— BEGIN Data section —

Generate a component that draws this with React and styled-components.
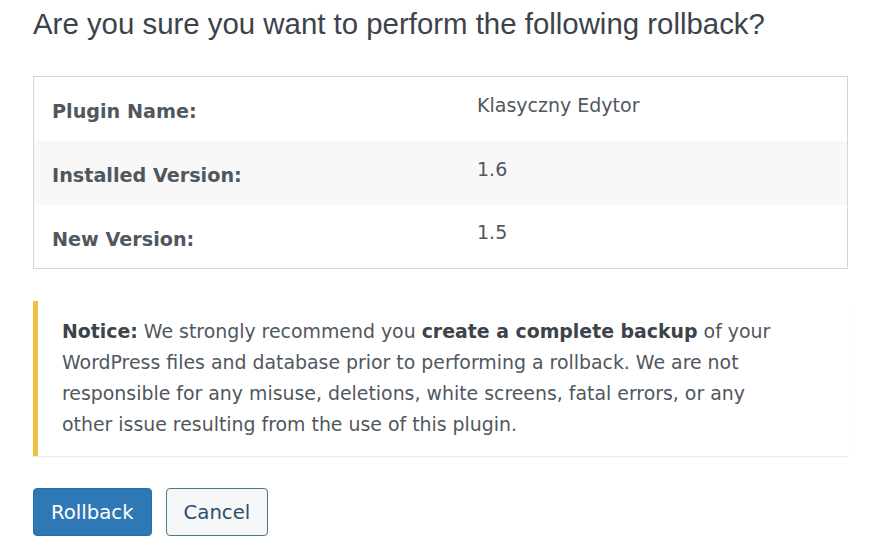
import styled, { createGlobalStyle } from "styled-components";

const GlobalStyle = createGlobalStyle`
  body {
    margin: 0;
    background: #ffffff;
    font-family: "DejaVu Sans", "Liberation Sans", sans-serif;
    color: #3c434a;
  }
`;

const Page = styled.div`
  padding: 5px 32px 0 33px;
  width: 815px;
`;

const Heading = styled.h1`
  margin: 0 0 33px;
  font-family: "Liberation Sans", Arial, sans-serif;
  font-size: 29.4px;
  font-weight: 400;
  line-height: 38px;
  color: #3c434a;
`;

const Table = styled.table`
  width: 815px;
  border-collapse: collapse;
  border: 1px solid #d5d6d8;
`;

const Row = styled.tr`
  height: 64px;
  background: ${({ $alt }) => ($alt ? "#f8f8f8" : "#ffffff")};
`;

const Label = styled.th`
  width: 425px;
  padding: 6px 0 0 18px;
  text-align: left;
  font-size: 19.2px;
  font-weight: 700;
  color: #50575e;
`;

const Value = styled.td`
  padding: 0 0 8px 0;
  font-size: 19px;
  color: #50575e;
`;

const Notice = styled.div`
  margin-top: 32px;
  border-left: 5px solid #f0c040;
  box-shadow: 0 1px 1px rgba(0, 0, 0, 0.08);
  padding: 15px 58px 16px 24px;
  font-size: 18.9px;
  line-height: 31px;
  color: #50575e;

  strong {
    font-weight: 700;
    color: #3c434a;
  }
`;

const Actions = styled.div`
  display: flex;
  gap: 14px;
  margin-top: 32px;
`;

const Button = styled.button`
  height: 48px;
  padding: 0 17px;
  border-radius: 4px;
  font-family: "DejaVu Sans", "Liberation Sans", sans-serif;
  font-size: 19.7px;
  border: 1px solid ${({ $primary }) => ($primary ? "#2271b1" : "#4f7893")};
  background: ${({ $primary }) => ($primary ? "#2f78b6" : "#f6f7f7")};
  color: ${({ $primary }) => ($primary ? "#ffffff" : "#2d4f6b")};
  cursor: pointer;
`;

const rows = [
  ["Plugin Name:", "Klasyczny Edytor"],
  ["Installed Version:", "1.6"],
  ["New Version:", "1.5"],
];

export default function App() {
  return (
    <>
      <GlobalStyle />
      <Page>
        <Heading>Are you sure you want to perform the following rollback?</Heading>
        <Table>
          <tbody>
            {rows.map(([label, value], i) => (
              <Row key={label} $alt={i === 1}>
                <Label>{label}</Label>
                <Value>{value}</Value>
              </Row>
            ))}
          </tbody>
        </Table>
        <Notice>
          <strong>Notice:</strong> We strongly recommend you{" "}
          <strong>create a complete backup</strong> of your WordPress files and
          database prior to performing a rollback. We are not responsible for
          any misuse, deletions, white screens, fatal errors, or any other issue
          resulting from the use of this plugin.
        </Notice>
        <Actions>
          <Button $primary>Rollback</Button>
          <Button>Cancel</Button>
        </Actions>
      </Page>
    </>
  );
}
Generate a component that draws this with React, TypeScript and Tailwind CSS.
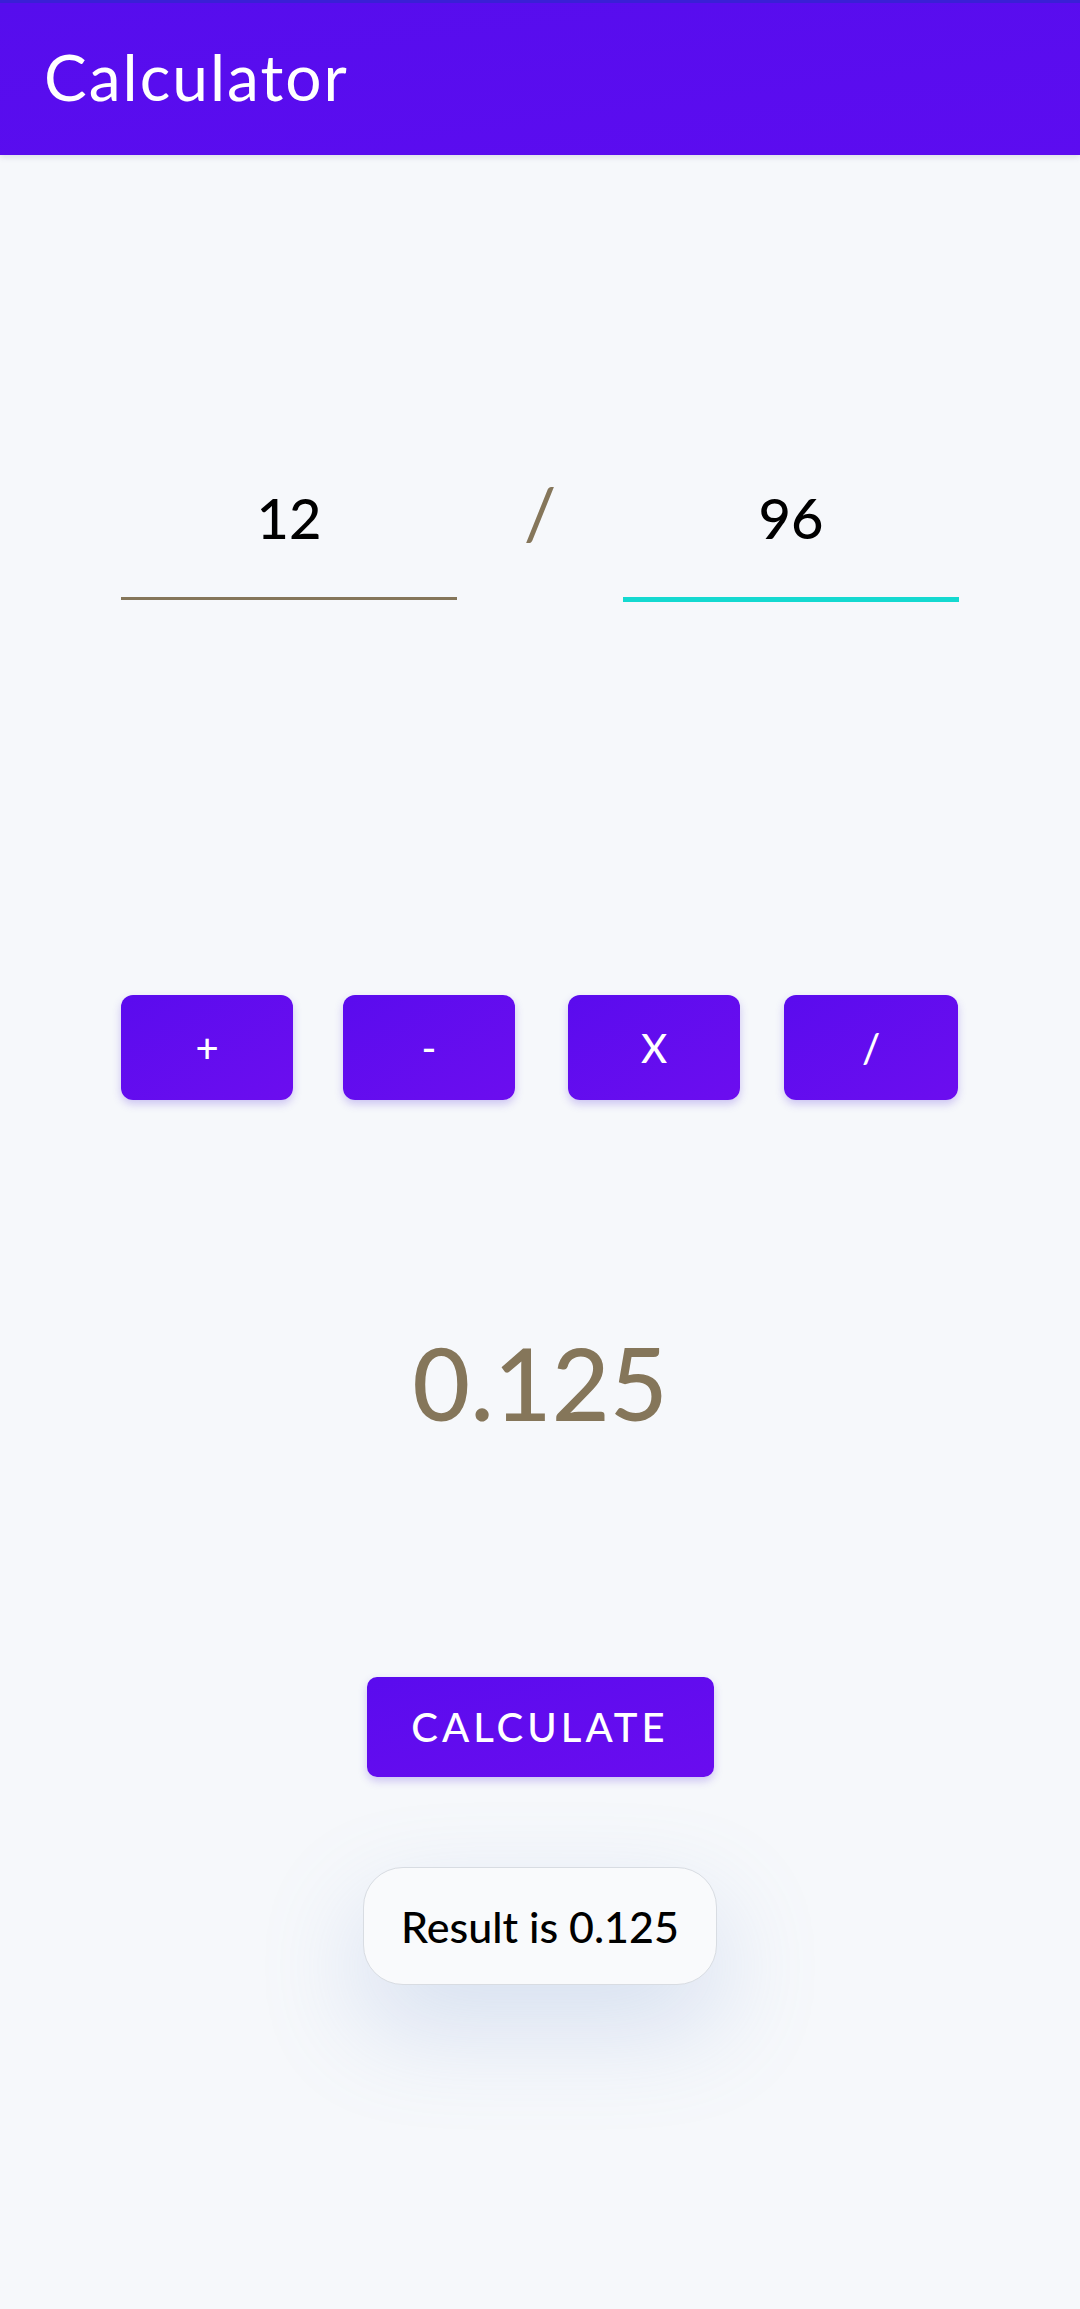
const font = { fontFamily: '"Lato", "Noto Sans", sans-serif' };

const OpButton = ({ label, className }: { label: string; className?: string }) => {
    return (
        <button className={`w-[172px] h-[105px] rounded-[12px] bg-gradient-to-br from-[#5a0bee] to-[#6c0def] text-white text-[40px] font-medium leading-none shadow-[0_4px_8px_rgba(80,40,220,0.25)] flex items-center justify-center ${className ?? ''}`}>
            {label}
        </button>
    );
};

const NumberField = ({ value, focused }: { value: string; focused?: boolean }) => {
    return (
        <div className="w-[336px] flex flex-col">
            <div className="h-[82px] flex items-center justify-center text-[56px] font-medium text-black leading-none">
                {value}
            </div>
            <div className={focused ? "mt-[38px] h-[5px] bg-[#14d9d0]" : "mt-[38px] h-[3px] bg-[#85765a]"} />
        </div>
    );
};

export default function App() {
    return (
        <div className="min-h-[2309px] bg-[#f6f8fb] flex flex-col" style={font}>
            <header className="h-[155px] border-t-[3px] border-[#3a1fd6] bg-gradient-to-br from-[#560ded] to-[#5c0cf0] shadow-[0_2px_6px_rgba(60,60,120,0.15)] flex items-center px-[44px]">
                <h1 className="text-white text-[64px] tracking-[2px] leading-none pb-[4px]">Calculator</h1>
            </header>

            <div className="px-[121px] flex flex-col">
                <div className="mt-[322px] flex flex-row justify-between items-start">
                    <NumberField value="12" />
                    <div className="h-[82px] flex items-center text-[72px] leading-none text-[#85765a] pb-[12px]">/</div>
                    <NumberField value="96" focused />
                </div>

                <div className="mt-[393px] flex flex-row">
                    <OpButton label="+" />
                    <OpButton label="-" className="ml-[50px]" />
                    <OpButton label="X" className="ml-[53px]" />
                    <OpButton label="/" className="ml-[44px] w-[174px]" />
                </div>

                <div className="mt-[222px] h-[120px] flex items-center justify-center text-[100px] font-medium leading-none text-[#85765a]">
                    0.125
                </div>

                <div className="mt-[235px] flex justify-center">
                    <button className="w-[347px] h-[100px] rounded-[10px] bg-gradient-to-br from-[#5a0bee] to-[#6a0cef] text-white text-[40px] font-medium tracking-[4px] leading-none shadow-[0_4px_8px_rgba(80,40,220,0.25)]">
                        CALCULATE
                    </button>
                </div>

                <div className="mt-[90px] flex justify-center">
                    <div className="w-[354px] h-[118px] rounded-[40px] bg-[#f9fafc] border border-[#d8dce2] shadow-[0_40px_100px_rgba(120,150,210,0.25)] flex items-center justify-center text-[43px] font-medium text-black leading-none">
                        Result is 0.125
                    </div>
                </div>
            </div>
        </div>
    );
}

— END Data section —

*Work to do*
Every record above should be written out again exactly; the pictures stay out of the copy.

*Expected output*
Generate a component that draws this with React and styled-components.
import styled, { createGlobalStyle } from "styled-components";

const GlobalStyle = createGlobalStyle`
  body {
    margin: 0;
    background: #ffffff;
    font-family: "DejaVu Sans", "Liberation Sans", sans-serif;
    color: #3c434a;
  }
`;

const Page = styled.div`
  padding: 5px 32px 0 33px;
  width: 815px;
`;

const Heading = styled.h1`
  margin: 0 0 33px;
  font-family: "Liberation Sans", Arial, sans-serif;
  font-size: 29.4px;
  font-weight: 400;
  line-height: 38px;
  color: #3c434a;
`;

const Table = styled.table`
  width: 815px;
  border-collapse: collapse;
  border: 1px solid #d5d6d8;
`;

const Row = styled.tr`
  height: 64px;
  background: ${({ $alt }) => ($alt ? "#f8f8f8" : "#ffffff")};
`;

const Label = styled.th`
  width: 425px;
  padding: 6px 0 0 18px;
  text-align: left;
  font-size: 19.2px;
  font-weight: 700;
  color: #50575e;
`;

const Value = styled.td`
  padding: 0 0 8px 0;
  font-size: 19px;
  color: #50575e;
`;

const Notice = styled.div`
  margin-top: 32px;
  border-left: 5px solid #f0c040;
  box-shadow: 0 1px 1px rgba(0, 0, 0, 0.08);
  padding: 15px 58px 16px 24px;
  font-size: 18.9px;
  line-height: 31px;
  color: #50575e;

  strong {
    font-weight: 700;
    color: #3c434a;
  }
`;

const Actions = styled.div`
  display: flex;
  gap: 14px;
  margin-top: 32px;
`;

const Button = styled.button`
  height: 48px;
  padding: 0 17px;
  border-radius: 4px;
  font-family: "DejaVu Sans", "Liberation Sans", sans-serif;
  font-size: 19.7px;
  border: 1px solid ${({ $primary }) => ($primary ? "#2271b1" : "#4f7893")};
  background: ${({ $primary }) => ($primary ? "#2f78b6" : "#f6f7f7")};
  color: ${({ $primary }) => ($primary ? "#ffffff" : "#2d4f6b")};
  cursor: pointer;
`;

const rows = [
  ["Plugin Name:", "Klasyczny Edytor"],
  ["Installed Version:", "1.6"],
  ["New Version:", "1.5"],
];

export default function App() {
  return (
    <>
      <GlobalStyle />
      <Page>
        <Heading>Are you sure you want to perform the following rollback?</Heading>
        <Table>
          <tbody>
            {rows.map(([label, value], i) => (
              <Row key={label} $alt={i === 1}>
                <Label>{label}</Label>
                <Value>{value}</Value>
              </Row>
            ))}
          </tbody>
        </Table>
        <Notice>
          <strong>Notice:</strong> We strongly recommend you{" "}
          <strong>create a complete backup</strong> of your WordPress files and
          database prior to performing a rollback. We are not responsible for
          any misuse, deletions, white screens, fatal errors, or any other issue
          resulting from the use of this plugin.
        </Notice>
        <Actions>
          <Button $primary>Rollback</Button>
          <Button>Cancel</Button>
        </Actions>
      </Page>
    </>
  );
}
Generate a component that draws this with React, TypeScript and Tailwind CSS.
const font = { fontFamily: '"Lato", "Noto Sans", sans-serif' };

const OpButton = ({ label, className }: { label: string; className?: string }) => {
    return (
        <button className={`w-[172px] h-[105px] rounded-[12px] bg-gradient-to-br from-[#5a0bee] to-[#6c0def] text-white text-[40px] font-medium leading-none shadow-[0_4px_8px_rgba(80,40,220,0.25)] flex items-center justify-center ${className ?? ''}`}>
            {label}
        </button>
    );
};

const NumberField = ({ value, focused }: { value: string; focused?: boolean }) => {
    return (
        <div className="w-[336px] flex flex-col">
            <div className="h-[82px] flex items-center justify-center text-[56px] font-medium text-black leading-none">
                {value}
            </div>
            <div className={focused ? "mt-[38px] h-[5px] bg-[#14d9d0]" : "mt-[38px] h-[3px] bg-[#85765a]"} />
        </div>
    );
};

export default function App() {
    return (
        <div className="min-h-[2309px] bg-[#f6f8fb] flex flex-col" style={font}>
            <header className="h-[155px] border-t-[3px] border-[#3a1fd6] bg-gradient-to-br from-[#560ded] to-[#5c0cf0] shadow-[0_2px_6px_rgba(60,60,120,0.15)] flex items-center px-[44px]">
                <h1 className="text-white text-[64px] tracking-[2px] leading-none pb-[4px]">Calculator</h1>
            </header>

            <div className="px-[121px] flex flex-col">
                <div className="mt-[322px] flex flex-row justify-between items-start">
                    <NumberField value="12" />
                    <div className="h-[82px] flex items-center text-[72px] leading-none text-[#85765a] pb-[12px]">/</div>
                    <NumberField value="96" focused />
                </div>

                <div className="mt-[393px] flex flex-row">
                    <OpButton label="+" />
                    <OpButton label="-" className="ml-[50px]" />
                    <OpButton label="X" className="ml-[53px]" />
                    <OpButton label="/" className="ml-[44px] w-[174px]" />
                </div>

                <div className="mt-[222px] h-[120px] flex items-center justify-center text-[100px] font-medium leading-none text-[#85765a]">
                    0.125
                </div>

                <div className="mt-[235px] flex justify-center">
                    <button className="w-[347px] h-[100px] rounded-[10px] bg-gradient-to-br from-[#5a0bee] to-[#6a0cef] text-white text-[40px] font-medium tracking-[4px] leading-none shadow-[0_4px_8px_rgba(80,40,220,0.25)]">
                        CALCULATE
                    </button>
                </div>

                <div className="mt-[90px] flex justify-center">
                    <div className="w-[354px] h-[118px] rounded-[40px] bg-[#f9fafc] border border-[#d8dce2] shadow-[0_40px_100px_rgba(120,150,210,0.25)] flex items-center justify-center text-[43px] font-medium text-black leading-none">
                        Result is 0.125
                    </div>
                </div>
            </div>
        </div>
    );
}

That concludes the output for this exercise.